===== EXTRACTED MATERIAL =====

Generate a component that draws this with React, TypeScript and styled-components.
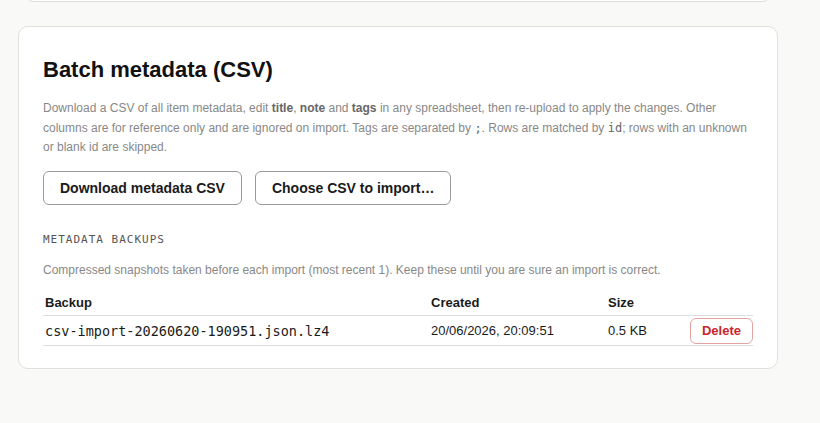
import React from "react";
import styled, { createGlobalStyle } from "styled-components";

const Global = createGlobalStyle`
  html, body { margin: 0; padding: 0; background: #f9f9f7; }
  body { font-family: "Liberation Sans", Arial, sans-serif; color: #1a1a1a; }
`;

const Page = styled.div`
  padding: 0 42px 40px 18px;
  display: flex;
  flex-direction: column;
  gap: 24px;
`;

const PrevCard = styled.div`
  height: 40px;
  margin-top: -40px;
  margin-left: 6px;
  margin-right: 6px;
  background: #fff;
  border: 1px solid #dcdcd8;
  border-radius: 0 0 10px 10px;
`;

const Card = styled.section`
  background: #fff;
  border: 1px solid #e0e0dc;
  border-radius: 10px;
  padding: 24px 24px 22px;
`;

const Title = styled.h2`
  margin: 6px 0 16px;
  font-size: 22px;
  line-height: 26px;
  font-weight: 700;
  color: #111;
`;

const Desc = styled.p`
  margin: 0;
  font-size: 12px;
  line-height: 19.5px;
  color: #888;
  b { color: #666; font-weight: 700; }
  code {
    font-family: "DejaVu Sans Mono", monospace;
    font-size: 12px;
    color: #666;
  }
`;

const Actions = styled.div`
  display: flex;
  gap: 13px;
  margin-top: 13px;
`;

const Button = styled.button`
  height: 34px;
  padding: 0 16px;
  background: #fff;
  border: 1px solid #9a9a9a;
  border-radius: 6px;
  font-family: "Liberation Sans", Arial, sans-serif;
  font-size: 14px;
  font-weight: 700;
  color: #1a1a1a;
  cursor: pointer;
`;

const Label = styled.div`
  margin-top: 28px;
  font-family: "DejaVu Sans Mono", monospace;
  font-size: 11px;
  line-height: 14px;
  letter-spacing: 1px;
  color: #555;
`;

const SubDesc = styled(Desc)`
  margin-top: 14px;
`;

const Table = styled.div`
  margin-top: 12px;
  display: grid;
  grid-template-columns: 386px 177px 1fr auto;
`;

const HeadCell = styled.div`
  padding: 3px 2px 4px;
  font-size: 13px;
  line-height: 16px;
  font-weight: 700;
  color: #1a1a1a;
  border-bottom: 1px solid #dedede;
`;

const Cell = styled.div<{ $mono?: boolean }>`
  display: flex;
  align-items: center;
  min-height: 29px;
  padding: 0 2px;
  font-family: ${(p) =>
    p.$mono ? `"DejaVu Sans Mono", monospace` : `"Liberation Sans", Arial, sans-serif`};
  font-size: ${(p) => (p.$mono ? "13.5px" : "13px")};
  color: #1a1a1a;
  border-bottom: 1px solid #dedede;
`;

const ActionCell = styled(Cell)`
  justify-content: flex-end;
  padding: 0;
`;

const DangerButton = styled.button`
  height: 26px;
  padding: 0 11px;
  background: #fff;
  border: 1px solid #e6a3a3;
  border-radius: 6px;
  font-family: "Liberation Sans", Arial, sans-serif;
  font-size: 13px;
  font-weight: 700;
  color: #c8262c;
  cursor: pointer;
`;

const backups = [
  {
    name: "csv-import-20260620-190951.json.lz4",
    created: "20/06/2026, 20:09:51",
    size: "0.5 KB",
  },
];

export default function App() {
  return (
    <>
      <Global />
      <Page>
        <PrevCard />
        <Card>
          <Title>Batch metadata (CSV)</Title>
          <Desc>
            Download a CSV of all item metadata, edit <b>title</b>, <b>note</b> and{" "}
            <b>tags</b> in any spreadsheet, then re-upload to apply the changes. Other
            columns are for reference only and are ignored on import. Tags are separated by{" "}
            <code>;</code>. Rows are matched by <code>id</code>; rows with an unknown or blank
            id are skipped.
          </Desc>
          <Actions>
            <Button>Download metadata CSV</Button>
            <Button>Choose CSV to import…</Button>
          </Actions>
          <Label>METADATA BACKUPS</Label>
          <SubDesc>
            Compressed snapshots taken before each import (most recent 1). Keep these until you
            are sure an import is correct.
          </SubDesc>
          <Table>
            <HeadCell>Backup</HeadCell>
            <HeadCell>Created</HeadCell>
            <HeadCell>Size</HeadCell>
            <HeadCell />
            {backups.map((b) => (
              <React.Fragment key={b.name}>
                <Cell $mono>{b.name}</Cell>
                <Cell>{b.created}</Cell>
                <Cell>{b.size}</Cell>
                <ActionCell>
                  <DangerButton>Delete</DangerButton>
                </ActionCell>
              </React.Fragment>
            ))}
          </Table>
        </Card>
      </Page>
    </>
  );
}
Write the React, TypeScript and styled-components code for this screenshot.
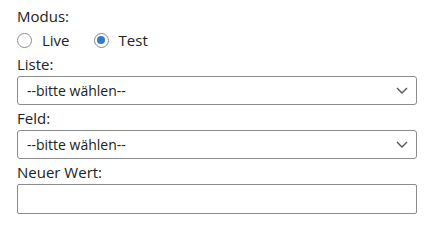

=====

BRIEF - Restate the data above exactly, stripping out each image.

IN RESPONSE -
Generate a component that draws this with React, TypeScript and styled-components.
import React from "react";
import styled, { createGlobalStyle } from "styled-components";

const Global = createGlobalStyle`
  html, body { margin: 0; padding: 0; background: #f9f9f7; }
  body { font-family: "Liberation Sans", Arial, sans-serif; color: #1a1a1a; }
`;

const Page = styled.div`
  padding: 0 42px 40px 18px;
  display: flex;
  flex-direction: column;
  gap: 24px;
`;

const PrevCard = styled.div`
  height: 40px;
  margin-top: -40px;
  margin-left: 6px;
  margin-right: 6px;
  background: #fff;
  border: 1px solid #dcdcd8;
  border-radius: 0 0 10px 10px;
`;

const Card = styled.section`
  background: #fff;
  border: 1px solid #e0e0dc;
  border-radius: 10px;
  padding: 24px 24px 22px;
`;

const Title = styled.h2`
  margin: 6px 0 16px;
  font-size: 22px;
  line-height: 26px;
  font-weight: 700;
  color: #111;
`;

const Desc = styled.p`
  margin: 0;
  font-size: 12px;
  line-height: 19.5px;
  color: #888;
  b { color: #666; font-weight: 700; }
  code {
    font-family: "DejaVu Sans Mono", monospace;
    font-size: 12px;
    color: #666;
  }
`;

const Actions = styled.div`
  display: flex;
  gap: 13px;
  margin-top: 13px;
`;

const Button = styled.button`
  height: 34px;
  padding: 0 16px;
  background: #fff;
  border: 1px solid #9a9a9a;
  border-radius: 6px;
  font-family: "Liberation Sans", Arial, sans-serif;
  font-size: 14px;
  font-weight: 700;
  color: #1a1a1a;
  cursor: pointer;
`;

const Label = styled.div`
  margin-top: 28px;
  font-family: "DejaVu Sans Mono", monospace;
  font-size: 11px;
  line-height: 14px;
  letter-spacing: 1px;
  color: #555;
`;

const SubDesc = styled(Desc)`
  margin-top: 14px;
`;

const Table = styled.div`
  margin-top: 12px;
  display: grid;
  grid-template-columns: 386px 177px 1fr auto;
`;

const HeadCell = styled.div`
  padding: 3px 2px 4px;
  font-size: 13px;
  line-height: 16px;
  font-weight: 700;
  color: #1a1a1a;
  border-bottom: 1px solid #dedede;
`;

const Cell = styled.div<{ $mono?: boolean }>`
  display: flex;
  align-items: center;
  min-height: 29px;
  padding: 0 2px;
  font-family: ${(p) =>
    p.$mono ? `"DejaVu Sans Mono", monospace` : `"Liberation Sans", Arial, sans-serif`};
  font-size: ${(p) => (p.$mono ? "13.5px" : "13px")};
  color: #1a1a1a;
  border-bottom: 1px solid #dedede;
`;

const ActionCell = styled(Cell)`
  justify-content: flex-end;
  padding: 0;
`;

const DangerButton = styled.button`
  height: 26px;
  padding: 0 11px;
  background: #fff;
  border: 1px solid #e6a3a3;
  border-radius: 6px;
  font-family: "Liberation Sans", Arial, sans-serif;
  font-size: 13px;
  font-weight: 700;
  color: #c8262c;
  cursor: pointer;
`;

const backups = [
  {
    name: "csv-import-20260620-190951.json.lz4",
    created: "20/06/2026, 20:09:51",
    size: "0.5 KB",
  },
];

export default function App() {
  return (
    <>
      <Global />
      <Page>
        <PrevCard />
        <Card>
          <Title>Batch metadata (CSV)</Title>
          <Desc>
            Download a CSV of all item metadata, edit <b>title</b>, <b>note</b> and{" "}
            <b>tags</b> in any spreadsheet, then re-upload to apply the changes. Other
            columns are for reference only and are ignored on import. Tags are separated by{" "}
            <code>;</code>. Rows are matched by <code>id</code>; rows with an unknown or blank
            id are skipped.
          </Desc>
          <Actions>
            <Button>Download metadata CSV</Button>
            <Button>Choose CSV to import…</Button>
          </Actions>
          <Label>METADATA BACKUPS</Label>
          <SubDesc>
            Compressed snapshots taken before each import (most recent 1). Keep these until you
            are sure an import is correct.
          </SubDesc>
          <Table>
            <HeadCell>Backup</HeadCell>
            <HeadCell>Created</HeadCell>
            <HeadCell>Size</HeadCell>
            <HeadCell />
            {backups.map((b) => (
              <React.Fragment key={b.name}>
                <Cell $mono>{b.name}</Cell>
                <Cell>{b.created}</Cell>
                <Cell>{b.size}</Cell>
                <ActionCell>
                  <DangerButton>Delete</DangerButton>
                </ActionCell>
              </React.Fragment>
            ))}
          </Table>
        </Card>
      </Page>
    </>
  );
}
Write the React, TypeScript and styled-components code for this screenshot.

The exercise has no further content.